YOUR GOAL. Find and return each line containing "React".

╭──

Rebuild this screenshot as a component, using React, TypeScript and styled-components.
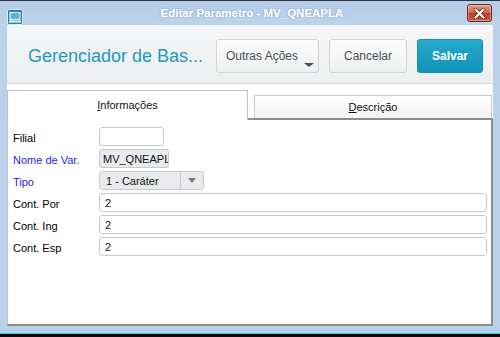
import React from "react";
import styled, { createGlobalStyle } from "styled-components";

const GlobalStyle = createGlobalStyle`
  html, body {
    margin: 0;
    padding: 0;
    background: #101010;
  }
  body {
    font-family: "Liberation Sans", Arial, sans-serif;
  }
`;

const Window = styled.div`
  width: 500px;
  height: 337px;
  display: flex;
  flex-direction: column;
  background: #bad1ea;
  border-top: 1px solid #2e3338;
  box-sizing: border-box;
  overflow: hidden;
`;

const TitleBar = styled.div`
  height: 24px;
  display: flex;
  align-items: center;
  padding: 0 8px 0 7px;
  background: linear-gradient(#b4cce7, #bcd3ec);
`;

const AppIcon = styled.svg`
  align-self: flex-end;
  width: 16px;
  height: 16px;
`;

const Title = styled.div`
  flex: 1;
  text-align: center;
  color: #ffffff;
  font-size: 11.5px;
  font-weight: bold;
  text-shadow: 0 0 2px rgba(80, 110, 150, 0.5);
  padding-left: 14px;
`;

const CloseButton = styled.div`
  width: 25px;
  height: 18px;
  box-sizing: border-box;
  border: 1px solid #6b2a20;
  border-radius: 3px;
  background: linear-gradient(#e3a08c, #cf5e47 50%, #bd3b26 51%, #c9573f);
  display: flex;
  align-items: center;
  justify-content: center;
  box-shadow: inset 0 0 0 1px rgba(255, 255, 255, 0.35);
`;

const Client = styled.div`
  flex: 1;
  margin: 0 7px;
  display: flex;
  flex-direction: column;
  min-height: 0;
`;

const Header = styled.div`
  height: 59px;
  box-sizing: border-box;
  display: flex;
  align-items: flex-start;
  padding: 14px 10px 0 21px;
  gap: 10px;
  background: linear-gradient(#f5f6f7, #eceef0);
  border-bottom: 1px solid #d6d8da;
`;

const PageTitle = styled.div`
  flex: 1;
  height: 34px;
  line-height: 35px;
  color: #1c9bc4;
  font-size: 18px;
  white-space: nowrap;
`;

const Button = styled.div<{ $primary?: boolean; $width: number }>`
  position: relative;
  width: ${(p) => p.$width}px;
  height: 34px;
  box-sizing: border-box;
  border-radius: 3px;
  border: 1px solid ${(p) => (p.$primary ? "#1590b5" : "#d2d4d6")};
  background: ${(p) =>
    p.$primary
      ? "linear-gradient(#27a9cc, #1193ba)"
      : "linear-gradient(#fbfbfb, #eeeff0)"};
  color: ${(p) => (p.$primary ? "#ffffff" : "#4a4f55")};
  font-weight: ${(p) => (p.$primary ? "bold" : "normal")};
  font-size: 12px;
  display: flex;
  align-items: center;
  justify-content: center;
`;

const MenuLabel = styled.span`
  margin-left: -11px;
`;

const Caret = styled.span`
  position: absolute;
  right: 4px;
  bottom: 5px;
  width: 0;
  height: 0;
  border-left: 5px solid transparent;
  border-right: 5px solid transparent;
  border-top: 4px solid #4a4f55;
`;

const TabArea = styled.div`
  flex: 1;
  display: flex;
  flex-direction: column;
  background: #ffffff;
  min-height: 0;
`;

const TabStrip = styled.div`
  height: 36px;
  display: flex;
  align-items: flex-end;
`;

const ActiveTab = styled.div`
  width: 241px;
  height: 30px;
  box-sizing: border-box;
  border: 1px solid #bfc1c4;
  border-bottom: none;
  background: #ffffff;
  display: flex;
  align-items: center;
  justify-content: center;
  font-size: 11px;
  color: #111;
  padding-bottom: 2px;
`;

const TabFiller = styled.div`
  flex: 1;
  height: 100%;
  box-sizing: border-box;
  display: flex;
  align-items: flex-end;
  padding-left: 6px;
  border-bottom: 2px solid #8a8e93;
`;

const InactiveTab = styled.div`
  flex: 1;
  height: 23px;
  box-sizing: border-box;
  border: 1px solid #c8cacc;
  border-bottom: none;
  margin-right: 1px;
  background: linear-gradient(#ffffff, #f3f3f3);
  display: flex;
  align-items: center;
  justify-content: center;
  font-size: 11px;
  color: #111;
`;

const Panel = styled.div`
  flex: 1;
  box-sizing: border-box;
  border-left: 1px solid #c4c6c8;
  border-right: 2px solid #8a8e93;
  border-bottom: 2px solid #8a8e93;
  padding: 7px 4px 0 5px;
`;

const Form = styled.div`
  display: grid;
  grid-template-columns: 86px 1fr;
  grid-auto-rows: 19px;
  row-gap: 3px;
  align-items: center;
`;

const Label = styled.div<{ $required?: boolean }>`
  font-size: 11px;
  padding-top: 2px;
  color: ${(p) => (p.$required ? "#2424e6" : "#000000")};
  white-space: nowrap;
`;

const Field = styled.div<{ $width?: number; $readonly?: boolean }>`
  width: ${(p) => (p.$width ? `${p.$width}px` : "100%")};
  height: 19px;
  box-sizing: border-box;
  border: 1px solid #c7c9cc;
  border-radius: 3px;
  background: ${(p) => (p.$readonly ? "#e8eaee" : "#ffffff")};
  font-size: 11px;
  color: #111;
  display: flex;
  align-items: center;
  padding-left: ${(p) => (p.$readonly ? "3px" : "5px")};
  overflow: hidden;
  white-space: nowrap;
`;

const Select = styled(Field)`
  padding-left: 0;
`;

const SelectValue = styled.span`
  flex: 1;
  padding-left: 6px;
`;

const SelectArrow = styled.span`
  width: 22px;
  height: 100%;
  border-left: 1px solid #c7c9cc;
  display: flex;
  align-items: center;
  justify-content: center;

  &::after {
    content: "";
    border-left: 4px solid transparent;
    border-right: 4px solid transparent;
    border-top: 5px solid #7a7d82;
  }
`;

const BottomFrame = styled.div`
  height: 7px;
`;

const TaskStrip = styled.div`
  height: 3px;
  border-top: 1px solid #2fd0e6;
  background: #0c0c0c;
`;

export default function App() {
  return (
    <>
      <GlobalStyle />
      <Window>
        <TitleBar>
          <AppIcon viewBox="0 0 16 16">
            <rect x="0.5" y="0.5" width="15" height="15" rx="1.5" fill="#1f86ab" stroke="#d9ecf7" />
            <rect x="3" y="3.5" width="10" height="7" fill="#5fb3d4" stroke="#ffffff" strokeWidth="1" />
            <rect x="2" y="11.5" width="12" height="2" fill="#ffffff" />
          </AppIcon>
          <Title>Editar Parametro - MV_QNEAPLA</Title>
          <CloseButton>
            <svg width="13" height="11" viewBox="0 0 13 11">
              <path d="M2.5 1.5 L10.5 9.5 M10.5 1.5 L2.5 9.5" stroke="#5a2018" strokeWidth="3.6" strokeLinecap="round" />
              <path d="M2.5 1.5 L10.5 9.5 M10.5 1.5 L2.5 9.5" stroke="#ffffff" strokeWidth="2.2" strokeLinecap="round" />
            </svg>
          </CloseButton>
        </TitleBar>
        <Client>
          <Header>
            <PageTitle>Gerenciador de Bas...</PageTitle>
            <Button $width={103}>
              <MenuLabel>Outras Ações</MenuLabel>
              <Caret />
            </Button>
            <Button $width={78}>Cancelar</Button>
            <Button $width={66} $primary>
              Salvar
            </Button>
          </Header>
          <TabArea>
            <TabStrip>
              <ActiveTab>
                <span>
                  <u>I</u>nformações
                </span>
              </ActiveTab>
              <TabFiller>
                <InactiveTab>
                  <span>
                    <u>D</u>escrição
                  </span>
                </InactiveTab>
              </TabFiller>
            </TabStrip>
            <Panel>
              <Form>
                <Label>Filial</Label>
                <Field $width={65} />
                <Label $required>Nome de Var.</Label>
                <Field $width={70} $readonly>
                  MV_QNEAPL
                </Field>
                <Label $required>Tipo</Label>
                <Select $width={105} $readonly>
                  <SelectValue>1 - Caráter</SelectValue>
                  <SelectArrow />
                </Select>
                <Label>Cont. Por</Label>
                <Field>2</Field>
                <Label>Cont. Ing</Label>
                <Field>2</Field>
                <Label>Cont. Esp</Label>
                <Field>2</Field>
              </Form>
            </Panel>
          </TabArea>
        </Client>
        <BottomFrame />
        <TaskStrip />
      </Window>
    </>
  );
}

╰──

EXERCISE SOLUTION.
Rebuild this screenshot as a component, using React, TypeScript and styled-components.
import React from "react";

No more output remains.